__Information provided__.
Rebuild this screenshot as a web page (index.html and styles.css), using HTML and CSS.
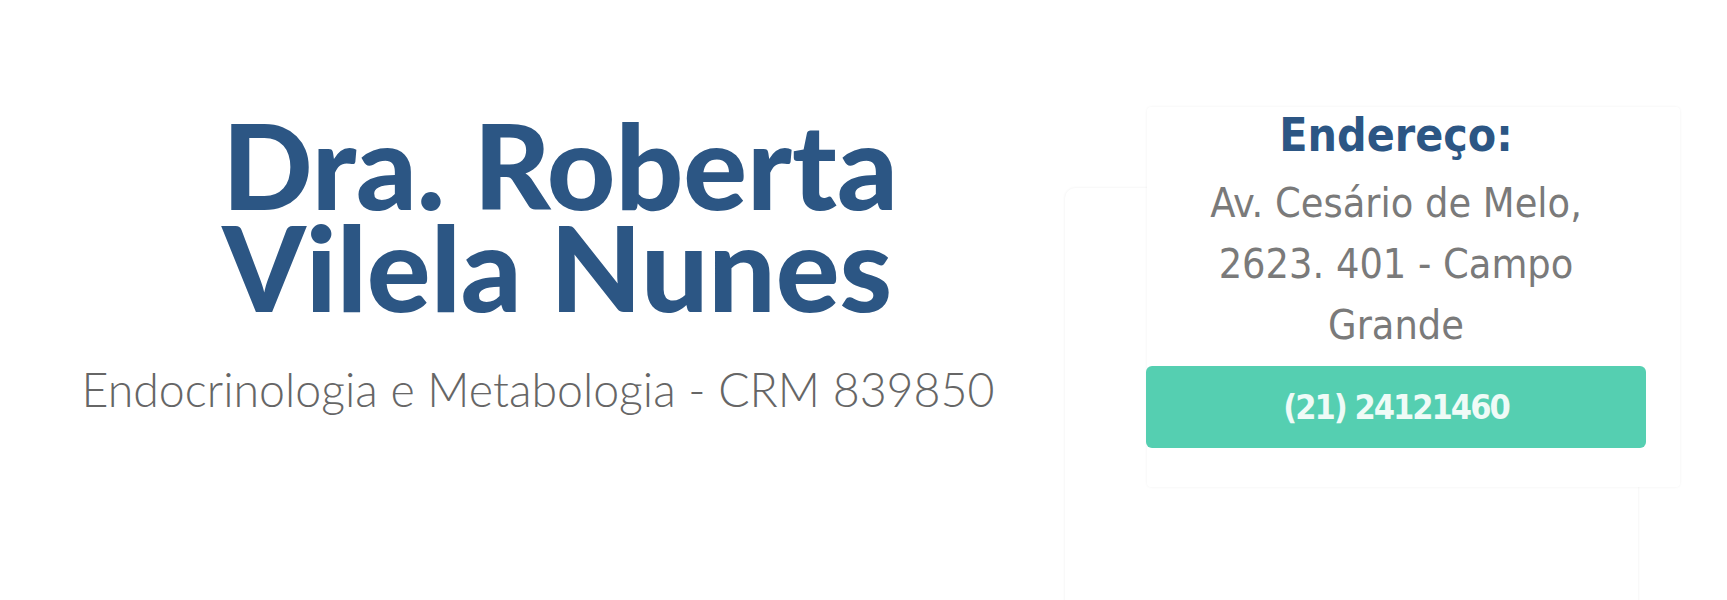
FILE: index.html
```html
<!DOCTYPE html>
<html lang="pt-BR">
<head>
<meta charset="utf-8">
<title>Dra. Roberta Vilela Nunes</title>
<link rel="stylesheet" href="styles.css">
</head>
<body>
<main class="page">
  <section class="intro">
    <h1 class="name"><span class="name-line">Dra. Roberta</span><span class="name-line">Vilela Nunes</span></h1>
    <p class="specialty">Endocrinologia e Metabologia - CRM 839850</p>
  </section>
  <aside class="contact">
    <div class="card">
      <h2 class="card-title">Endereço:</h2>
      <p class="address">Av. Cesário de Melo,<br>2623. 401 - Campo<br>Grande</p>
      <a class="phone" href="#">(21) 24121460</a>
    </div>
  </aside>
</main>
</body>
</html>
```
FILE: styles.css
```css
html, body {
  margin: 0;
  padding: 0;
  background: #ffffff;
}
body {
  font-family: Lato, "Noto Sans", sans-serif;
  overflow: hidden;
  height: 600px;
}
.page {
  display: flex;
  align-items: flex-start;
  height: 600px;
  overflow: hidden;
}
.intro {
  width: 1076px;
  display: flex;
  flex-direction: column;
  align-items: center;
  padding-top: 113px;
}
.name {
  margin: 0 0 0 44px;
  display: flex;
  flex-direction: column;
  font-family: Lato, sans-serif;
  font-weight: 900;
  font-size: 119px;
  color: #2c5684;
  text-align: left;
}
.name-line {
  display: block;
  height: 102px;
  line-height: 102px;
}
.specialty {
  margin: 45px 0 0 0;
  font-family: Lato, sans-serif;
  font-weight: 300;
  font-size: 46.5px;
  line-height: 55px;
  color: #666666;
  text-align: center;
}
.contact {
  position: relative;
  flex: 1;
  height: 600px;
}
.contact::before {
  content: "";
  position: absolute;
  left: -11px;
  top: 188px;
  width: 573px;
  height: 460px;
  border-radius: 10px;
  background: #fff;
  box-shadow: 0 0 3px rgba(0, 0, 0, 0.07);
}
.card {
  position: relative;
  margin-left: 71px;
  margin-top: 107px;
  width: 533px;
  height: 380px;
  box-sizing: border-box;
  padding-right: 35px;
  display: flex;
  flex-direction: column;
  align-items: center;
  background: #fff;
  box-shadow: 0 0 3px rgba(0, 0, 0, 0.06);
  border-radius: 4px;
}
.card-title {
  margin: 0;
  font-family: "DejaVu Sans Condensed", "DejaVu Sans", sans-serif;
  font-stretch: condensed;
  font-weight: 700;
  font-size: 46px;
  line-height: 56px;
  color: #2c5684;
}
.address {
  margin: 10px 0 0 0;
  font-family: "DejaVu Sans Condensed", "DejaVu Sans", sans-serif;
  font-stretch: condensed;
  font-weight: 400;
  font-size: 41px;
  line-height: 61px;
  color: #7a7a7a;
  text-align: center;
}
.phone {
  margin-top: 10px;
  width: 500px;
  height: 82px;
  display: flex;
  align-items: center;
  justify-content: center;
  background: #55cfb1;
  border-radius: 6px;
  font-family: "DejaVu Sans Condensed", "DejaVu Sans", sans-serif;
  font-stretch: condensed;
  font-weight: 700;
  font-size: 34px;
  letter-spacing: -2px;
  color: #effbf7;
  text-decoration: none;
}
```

__Stated problem__.
Show the lines of the material that contain the word "styles".

__Correct output__.
Rebuild this screenshot as a web page (index.html and styles.css), using HTML and CSS.
<link rel="stylesheet" href="styles.css">
FILE: styles.css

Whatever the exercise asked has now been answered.